The reason I don't know is partly that I'm still reliving the 1980s, and striking out across the galaxy by myself, looking for opportunities, possibly recreating my famous battles of the past. I've yet to join a faction, that actually feels like far too much hard work.
Elite: Dangerous today is a universe with no ending, and I can now lose a lot of time relishing it. What possibly tells me that I'm still not a gamer is that it hasn't drawn me in to joining other people, or agreeing times to play together. These are fantastic features that were unimaginable in 1984, and are perhaps more familiar today. They're familiar enough that I've heard of multi-user games even from out here, and they're familiar enough that I can appreciate how well
Elite: Dangerous does it.
My sole regret with this dip into my own past, and peek into an immeasurably richer
Elite, is that it does come with Steam. I'm told that if you have very many games, then all this makes sense, and that by having exactly and only one, I am having to work through more layers than would be necessary. Sure. Four clicks on four different buttons that are all called Play, two Logins, one copying the activation key and I don't think ever having to paste it anywhere, it's Steam that has held me back from playing
Elite: Dangerous.
Elite: Dangerous requires OS X 10.10.3 or later, 4GB RAM (8GB recommended), plus a 2.3Ghz quad-core Intel Core i5 CPU or better.
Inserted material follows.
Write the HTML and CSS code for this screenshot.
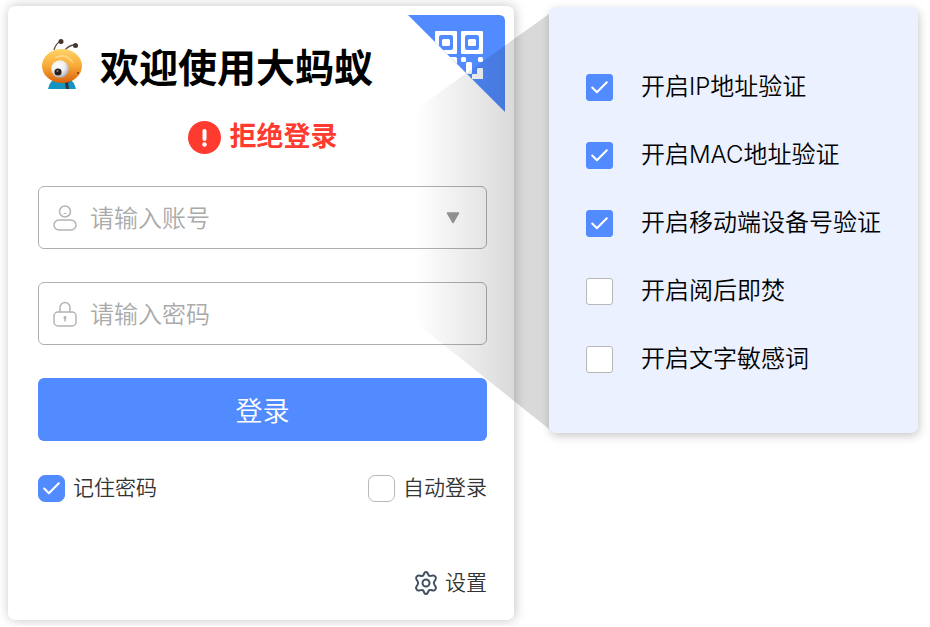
FILE: index.html
```
<!DOCTYPE html>
<html lang="zh-CN">
<head>
  <meta charset="UTF-8"/>
  <meta name="viewport" content="width=device-width,initial-scale=1"/>
  <title>欢迎使用大蚂蚁</title>
  <link rel="stylesheet" href="styles.css">
</head>
<body>

  <main class="login-card">
    <button class="qr-corner" type="button" aria-label="QR">
      <svg viewBox="0 0 97 97" aria-hidden="true">
        <path d="M0 0H91Q97 0 97 6V97Z" fill="#528bff"/>
        <g clip-path="url(#corner)">
          <path fill="#fff" fill-rule="evenodd" d="M28 16h20q1 0 1 1v21q0 1-1 1H28q-1 0-1-1V17q0-1 1-1zM33 20q-2 0-2 2v11q0 2 2 2h10q2 0 2-2V22q0-2-2-2z"/>
          <path fill="#fff" fill-rule="evenodd" d="M54 16h20q1 0 1 1v21q0 1-1 1H54q-1 0-1-1V17q0-1 1-1zM59 20q-2 0-2 2v11q0 2 2 2h10q2 0 2-2V22q0-2-2-2z"/>
          <rect x="34" y="24" width="8" height="7" rx="1.5" fill="#fff"/>
          <rect x="60" y="24" width="8" height="7" rx="1.5" fill="#fff"/>
          <rect x="27" y="42" width="22" height="22" rx="1.5" fill="#fff"/>
          <rect x="53" y="42" width="5" height="5" rx="1.5" fill="#fff"/>
          <rect x="70" y="42" width="5" height="5" rx="1.5" fill="#fff"/>
          <rect x="58" y="47" width="6" height="12" rx="1.5" fill="#fff"/>
          <path fill="#fff" d="M71 53h3q1 0 1 1v10H64v-4q0-1 1-1h4v-5q0-1 2-1z"/>
        </g>
        <clipPath id="corner"><path d="M0 0H97V97Z"/></clipPath>
      </svg>
    </button>

    <header class="brand">
      <svg class="brand-logo" viewBox="0 0 42 52" aria-hidden="true">
        <defs>
          <linearGradient id="head" x1="0" y1="0" x2="0" y2="1">
            <stop offset="0" stop-color="#ffd467"/>
            <stop offset=".5" stop-color="#f8aa37"/>
            <stop offset="1" stop-color="#d9610d"/>
          </linearGradient>
          <radialGradient id="eye" cx=".4" cy=".35" r=".65">
            <stop offset="0" stop-color="#fff"/>
            <stop offset=".6" stop-color="#eee"/>
            <stop offset="1" stop-color="#a9adb5"/>
          </radialGradient>
        </defs>
        <path d="M13 12Q15 5 20 3M24 12Q28 7 34 7" fill="none" stroke="#5a4a40" stroke-width="1.3"/>
        <circle cx="20" cy="3.500" r="2.500" fill="#46342b"/>
        <circle cx="34.500" cy="7.500" r="2.500" fill="#46342b"/>
        <path d="M7 51Q9 42 15 41H28Q33 43 35 51Z" fill="#1594c2"/>
        <path d="M15 41L25 43 33 41 27 45 28 51H25L24 45Z" fill="#34313a"/>
        <ellipse cx="21" cy="28" rx="20" ry="17" fill="url(#head)"/>
        <path d="M14 20Q25 14 32 25" fill="none" stroke="#ffe19c" stroke-width="1.500" opacity=".7"/>
        <circle cx="19" cy="31" r="8.800" fill="url(#eye)"/>
        <circle cx="17" cy="34" r="3.600" fill="#2c201c"/>
        <circle cx="16.500" cy="33" r="1" fill="#97837a"/>
        <circle cx="37" cy="35" r="1" fill="#7a3009"/>
      </svg>
      <h1>欢迎使用大蚂蚁</h1>
    </header>

    <p class="error" role="alert">
      <svg class="error-icon" viewBox="0 0 33 33" aria-hidden="true">
        <circle cx="16.500" cy="16.500" r="16.500" fill="#ff3b30"/>
        <path d="M16.500 10v8" stroke="#fff" stroke-width="4" stroke-linecap="round"/>
        <circle cx="16.500" cy="23.500" r="2.200" fill="#fff"/>
      </svg>
      <span>拒绝登录</span>
    </p>

    <form class="login-form" onsubmit="event.preventDefault();">
      <div class="field">
        <svg class="field-icon" viewBox="0 0 24 26" aria-hidden="true">
          <circle cx="12" cy="6.500" r="5.500"/>
          <path d="M11 8.500h2" stroke-width="1"/>
          <rect x="1" y="15" width="22" height="10" rx="5"/>
        </svg>
        <input type="text" placeholder="请输入账号" aria-label="账号"/>
        <button class="drop" type="button" aria-label="选择账号">
          <svg viewBox="0 0 14 12" aria-hidden="true">
            <path d="M1.500 1h11L7 10.500Z" fill="#999" stroke="#999" stroke-width="1.500" stroke-linejoin="round"/>
          </svg>
        </button>
      </div>
      <div class="field">
        <svg class="field-icon" viewBox="0 0 24 26" aria-hidden="true">
          <path d="M7 11V6.500a5 5 0 0 1 10 0V11"/>
          <rect x="1" y="11" width="22" height="14" rx="4"/>
          <path d="M12 17v3" stroke-width="1.500"/>
          <circle cx="12" cy="16.500" r=".8" stroke-width="1.500"/>
        </svg>
        <input type="password" placeholder="请输入密码" aria-label="密码"/>
      </div>
      <button class="submit" type="submit">登录</button>
      <div class="options">
        <label class="option"><input class="check round" type="checkbox" checked/><span>记住密码</span></label>
        <label class="option"><input class="check round" type="checkbox"/><span>自动登录</span></label>
      </div>
    </form>

    <button class="settings" type="button">
      <svg viewBox="0 0 24 24" aria-hidden="true">
        <path d="M9.800 3.400Q10.500 1 12 1T14.200 3.400Q14.800 5.400 16.800 4.900L19 4.400Q20.500 4.200 21.500 5.800T21.500 8.700L20.400 10.200Q19.200 12 20.400 13.800L21.500 15.300Q22.500 16.600 21.500 18.200T19 19.600L16.800 19.100Q14.800 18.600 14.200 20.600Q13.500 23 12 23T9.800 20.600Q9.200 18.600 7.200 19.100L5 19.600Q3.500 19.800 2.500 18.200T2.500 15.300L3.600 13.800Q4.800 12 3.600 10.200L2.500 8.700Q1.500 7.400 2.500 5.800T5 4.400L7.200 4.900Q9.200 5.400 9.800 3.400Z"/>
        <circle cx="12" cy="12" r="3.500"/>
      </svg>
      <span>设置</span>
    </button>
  </main>

  <aside class="policy">
    <div class="beam"></div>
    <label class="policy-row"><input class="check" type="checkbox" checked/><span>开启IP地址验证</span></label>
    <label class="policy-row"><input class="check" type="checkbox" checked/><span>开启MAC地址验证</span></label>
    <label class="policy-row"><input class="check" type="checkbox" checked/><span>开启移动端设备号验证</span></label>
    <label class="policy-row"><input class="check" type="checkbox"/><span>开启阅后即焚</span></label>
    <label class="policy-row"><input class="check" type="checkbox"/><span>开启文字敏感词</span></label>
  </aside>

</body>
</html>
```
FILE: styles.css
```
* {
  box-sizing: border-box;
}

body {
  margin: 0;
  padding: 6px 12px 6px 8px;
  display: grid;
  grid-template-columns: minmax(0, 506fr) minmax(0, 369fr);
  gap: 35px;
  align-items: start;
  background: #fff;
  color: #333;
  font-family: Inter, "Noto Sans CJK SC", sans-serif;
  font-weight: 350;
}

button,
input {
  font: inherit;
  color: inherit;
}

button {
  padding: 0;
  border: none;
  background: none;
  cursor: pointer;
}

svg {
  display: block;
}

.login-card {
  position: relative;
  padding: 32px 27px 22px 30px;
  border-radius: 7px;
  background: #fff;
  box-shadow: 1px 0 12px rgba(0, 0, 0, 0.24);
}

/* QR switch in the corner of the card */
.qr-corner {
  position: absolute;
  top: 9px;
  right: 9px;
  width: 97px;
  height: 97px;
}

.brand {
  display: flex;
  align-items: center;
  gap: 17px;
  height: 60px;
  padding-left: 3px;
}

.brand-logo {
  width: 42px;
  height: 52px;
  margin-bottom: 8px;
}

h1 {
  margin: 0;
  color: #000;
  font-size: 39px;
  line-height: 60px;
  font-weight: 700;
}

.error {
  display: flex;
  justify-content: center;
  align-items: center;
  gap: 9px;
  height: 40px;
  margin: 19px 0 29px;
  color: #ff3b30;
  font-size: 27px;
  line-height: 40px;
  font-weight: 700;
}

.error-icon {
  width: 33px;
  height: 33px;
}

.login-form {
  display: grid;
  grid-template-columns: minmax(0, 1fr);
  gap: 33px;
}

.field {
  display: flex;
  align-items: center;
  gap: 13px;
  height: 63px;
  padding: 0 26px 0 14px;
  border: 1px solid #b0b0b0;
  border-radius: 6px;
}

.field-icon {
  flex: none;
  width: 24px;
  height: 26px;
  fill: none;
  stroke: #b4b4b4;
  stroke-width: 1.5;
  stroke-linecap: round;
}

.field input {
  flex: 1;
  min-width: 0;
  height: 100%;
  padding: 2px 0 0;
  border: none;
  outline: none;
  background: none;
  font-size: 24px;
}

.field input::placeholder {
  color: #aaa;
}

.drop {
  width: 14px;
}

.submit {
  height: 63px;
  border-radius: 6px;
  background: #528bff;
  color: #fff;
  font-size: 27px;
}

.options {
  display: flex;
  justify-content: space-between;
}

.option {
  display: flex;
  align-items: center;
  gap: 8px;
  height: 28px;
  font-size: 21px;
  line-height: 28px;
}

.check {
  appearance: none;
  flex: none;
  width: 27px;
  height: 27px;
  margin: 0;
  border: 1px solid #b8b8b8;
  border-radius: 3px;
  background: #fff;
}

.check.round {
  border-radius: 7px;
}

.check:checked {
  border-color: #528bff;
  background: #528bff url("data:image/svg+xml,%3Csvg xmlns='http://www.w3.org/2000/svg' viewBox='0 0 24 24'%3E%3Cpath d='M5 12l4.500 4.500L19 7' fill='none' stroke='white' stroke-width='2' stroke-linecap='round' stroke-linejoin='round'/%3E%3C/svg%3E") center / 25px no-repeat;
}

.settings {
  display: flex;
  align-items: center;
  gap: 7px;
  height: 30px;
  margin: 66px 0 0 auto;
  font-size: 21px;
  line-height: 28px;
}

.settings svg {
  width: 24px;
  height: 24px;
  fill: none;
  stroke: #405062;
  stroke-width: 2;
}

.policy {
  position: relative;
  margin-top: 1px;
  padding: 46px 20px 40px 37px;
  border-radius: 7px;
  background: #ebf1ff;
  color: #000;
  box-shadow: 1px 3px 10px rgba(0, 0, 0, 0.22);
}

.policy-row {
  display: flex;
  align-items: center;
  gap: 28px;
  height: 68px;
  font-size: 24px;
  line-height: 32px;
}

/* shade that opens from the card towards the panel */
.beam {
  position: absolute;
  top: 7px;
  right: 100%;
  width: 134px;
  height: 415px;
  background: linear-gradient(to right, rgba(0, 0, 0, 0), rgba(0, 0, 0, 0.15) 75%);
  clip-path: polygon(0 96px, 100% 0, 100% 100%, 0 308px);
  pointer-events: none;
}
```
We're already bored with specifications, but that's how things roll with games and Steam.
Chess never needed an quad anything.
Elite: Dangerous officially costs $60, but in the gaming world the price is seemingly less important than the quads. At time of writing, there is a brief sale on the game, giving you 40 percent off, but there is also the promise of further games in a series. Open your wallet, or your purse, and hang on as you head to the
store on the official Elite: Dangerous site.
Who is Elite: Dangerous for:
You need plenty of time and some patience to get through Steam. Otherwise, it's a game that rather adapts to you: go exploring, go trading, go join a faction and take on the universe.
Who is Elite: Dangerous not for:
If you don't have a joystick, and a spare decade or two, this isn't for you.